Die Abb. 14 ergibt sich, wenn eine komplexe (und wie in Abb. 13 fett dargestellte) Bindung zwischen zwei Begriffen geöffnet wird, und unterscheidet sich von einer normal aufgeklappten Bindungsliste wie in Abb. 8 dargestellt.
Die
Tatsache, dass "Jeep" in unserem Beispiel indirekt mit Fahrzeug verknüpft
ist, zeigt der WBE (Wissensbasis-Editor) bei der Öffnung der Bindungsliste mit
einem Apostroph an:
Abb. 15: Darstellung der
direkten und indirekten Bindungen
In Abb. 15
ist die Bindungsliste einer Bindungsstelle nach rechts geöffnet. Das Ganze
funktioniert aber auch umgekehrt:
Abb. 16: Bindungsliste nach links (dieselbe Stelle wie in Abb. 15)
Der WBE analysiert die Verhältnisse und öffnet die Bindungslisten immer mit
der entsprechenden Markierung der direkten und indirekten Liganden.
Die hierarchischen Verhältnisse, wie sie hier unterhalb einer hierarchischen BS gezeigt wurden, mit den direkten und indirekten Verknüpfungen und den alternativen Hierarchien , kommen natürlich nicht nur unterhalb von hierarchischen BS vor.
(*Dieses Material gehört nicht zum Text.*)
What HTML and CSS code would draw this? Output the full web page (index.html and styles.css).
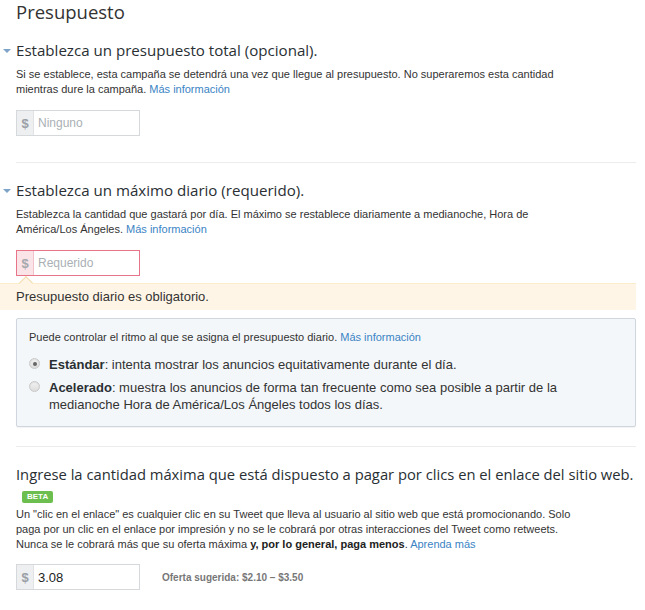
FILE: index.html
```html
<!DOCTYPE html>
<html>
<head>
<meta charset="utf-8">
<link rel="stylesheet" href="styles.css">
</head>
<body>
<div class="page">
  <h1 class="title">Presupuesto</h1>

  <section class="section">
    <h2 class="heading"><span class="caret"></span>Establezca un presupuesto total (opcional).</h2>
    <p class="desc">Si se establece, esta campaña se detendrá una vez que llegue al presupuesto. No superaremos esta cantidad mientras dure la campaña. <a class="link">Más información</a></p>
    <div class="field">
      <span class="prefix">$</span>
      <span class="value placeholder">Ninguno</span>
    </div>
  </section>

  <hr class="sep">

  <section class="section second">
    <h2 class="heading"><span class="caret"></span>Establezca un máximo diario (requerido).</h2>
    <p class="desc">Establezca la cantidad que gastará por día. El máximo se restablece diariamente a medianoche, Hora de América/Los Ángeles. <a class="link">Más información</a></p>
    <div class="field error">
      <span class="prefix">$</span>
      <span class="value placeholder">Requerido</span>
    </div>
  </section>

  <div class="alert">
    <span class="alert-arrow"></span>
    Presupuesto diario es obligatorio.
  </div>

  <div class="pacing">
    <p class="pacing-intro">Puede controlar el ritmo al que se asigna el presupuesto diario. <a class="link">Más información</a></p>
    <div class="option">
      <span class="radio checked"></span>
      <span class="option-text"><b>Estándar</b>: intenta mostrar los anuncios equitativamente durante el día.</span>
    </div>
    <div class="option">
      <span class="radio"></span>
      <span class="option-text"><b>Acelerado</b>: muestra los anuncios de forma tan frecuente como sea posible a partir de la medianoche Hora de América/Los Ángeles todos los días.</span>
    </div>
  </div>

  <hr class="sep sep2">

  <section class="section third">
    <h2 class="heading big">Ingrese la cantidad máxima que está dispuesto a pagar por clics en el enlace del sitio web.</h2>
    <span class="beta">BETA</span>
    <p class="desc">Un "clic en el enlace" es cualquier clic en su Tweet que lleva al usuario al sitio web que está promocionando. Solo paga por un clic en el enlace por impresión y no se le cobrará por otras interacciones del Tweet como retweets. Nunca se le cobrará más que su oferta máxima <b>y, por lo general, paga menos</b>. <a class="link">Aprenda más</a></p>
    <div class="bid-row">
      <div class="field">
        <span class="prefix">$</span>
        <span class="value">3.08</span>
      </div>
      <span class="suggest">Oferta sugerida: $2.10 – $3.50</span>
    </div>
  </section>
</div>
</body>
</html>
```

FILE: styles.css
```css
* { box-sizing: border-box; }
html, body { margin: 0; padding: 0; background: #fff; }
body {
  font-family: "Liberation Sans", Arial, sans-serif;
  color: #333;
  width: 645px;
  overflow: hidden;
}
.page { padding: 0 9px 0 16px; }

.title {
  font-family: "Open Sans", "Liberation Sans", sans-serif;
  font-weight: 400;
  font-size: 18.5px;
  color: #333;
  margin: 0;
  padding-top: 0;
  line-height: 24px;
}

.section { margin-top: 16px; }
.heading {
  position: relative;
  font-family: "Open Sans", "Liberation Sans", sans-serif;
  font-weight: 400;
  font-size: 15.1px;
  line-height: 20px;
  color: #292f33;
  margin: 0 0 7px 0;
}
.caret {
  position: absolute;
  left: -13px;
  top: 9px;
  width: 0; height: 0;
  border-left: 4px solid transparent;
  border-right: 4px solid transparent;
  border-top: 4px solid #7ea3c8;
}
.desc {
  font-size: 11px;
  line-height: 15px;
  margin: 0 0 13px 0;
  color: #333;
  max-width: 552px;
}
.link { color: #3a84c4; }

.field {
  display: flex;
  width: 124px;
  height: 26px;
  border: 1px solid #d5d9dc;
  background: #fff;
}
.prefix {
  width: 17px;
  background: #eeeff1;
  border-right: 1px solid #e0e2e4;
  color: #9aa0a6;
  font-weight: 700;
  font-size: 13px;
  display: flex;
  align-items: center;
  justify-content: center;
}
.value {
  padding-left: 4px;
  font-size: 13px;
  display: flex;
  align-items: center;
  color: #222;
}
.placeholder { color: #aab0b5; font-size: 12px; }

.field.error { border-color: #e8748a; }
.field.error .prefix { background: #fbe4e8; border-right-color: #f3c3cc; color: #a5a9ad; }

.sep {
  border: 0;
  border-top: 1px solid #ececec;
  margin: 26px 0 0 0;
}
.second { margin-top: 17px; }

.alert {
  position: relative;
  background: #fef5e6;
  border-top: 1px solid #fbeccb;
  margin: 7px 0 0 -16px;
  padding: 5px 16px 6px;
  font-size: 13px;
  line-height: 15px;
  color: #333;
}
.alert-arrow {
  position: absolute;
  left: 21px;
  top: -6px;
  width: 10px; height: 10px;
  background: #fef5e6;
  border-left: 1px solid #f3ddb0;
  border-top: 1px solid #f3ddb0;
  transform: rotate(45deg);
}

.pacing {
  margin-top: 8px;
  background: #f4f7fa;
  border: 1px solid #cfd6dd;
  border-radius: 2px;
  padding: 11px 12px 13px 12px;
  box-shadow: 0 1px 1px rgba(0,0,0,0.05);
}
.pacing-intro {
  font-size: 11px;
  line-height: 14px;
  margin: 0 0 12px 0;
}
.option {
  display: flex;
  align-items: flex-start;
  gap: 9px;
  margin-bottom: 6px;
  font-size: 13px;
  line-height: 17px;
}
.option:last-child { margin-bottom: 0; }
.option-text { flex: 1; max-width: 520px; }
.option b { font-weight: 700; color: #292f33; }
.radio {
  flex: none;
  width: 11px; height: 11px;
  border-radius: 50%;
  margin-top: 2px;
  background: linear-gradient(#f3f3f3, #dcdcdc);
  border: 1px solid #c9c9c9;
  box-shadow: inset 0 1px 1px rgba(0,0,0,0.08);
  position: relative;
}
.radio.checked::after {
  content: "";
  position: absolute;
  left: 2.5px; top: 2.5px;
  width: 4px; height: 4px;
  border-radius: 50%;
  background: #666;
}

.sep2 { margin-top: 19px; }
.third { margin-top: 17px; }
.heading.big {
  font-size: 14.75px;
  white-space: nowrap;
  margin-bottom: 1px;
}
.beta {
  display: inline-block;
  margin-left: 6px;
  background: #6cbf4e;
  color: #fff;
  font-size: 8px;
  font-weight: 700;
  line-height: 12px;
  padding: 0 5px;
  border-radius: 2px;
}
.third .desc { margin-top: 4px; margin-bottom: 12px; max-width: 562px; }
.third .desc b { color: #222; }
.bid-row {
  display: flex;
  align-items: center;
  gap: 22px;
}
.suggest {
  font-size: 10px;
  font-weight: 700;
  color: #777;
}
```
Auch bei attributiven BS finden wir – unterhalb der Bindungsstelle – wieder eine Hierarchie. WBE und Begriffsmodell verhalten sich an attributiven BS gleich wie an hierarchischen:
Abb. 17: Hierarchie unterhalb einer attributiven Bindungsstelle
PS: "Strasse" und "Schiene" sind in der Konstellation von Abb. 17 Unterbegriffe von "Land", was durch den Apostroph vor den Wörtern angedeutet ist.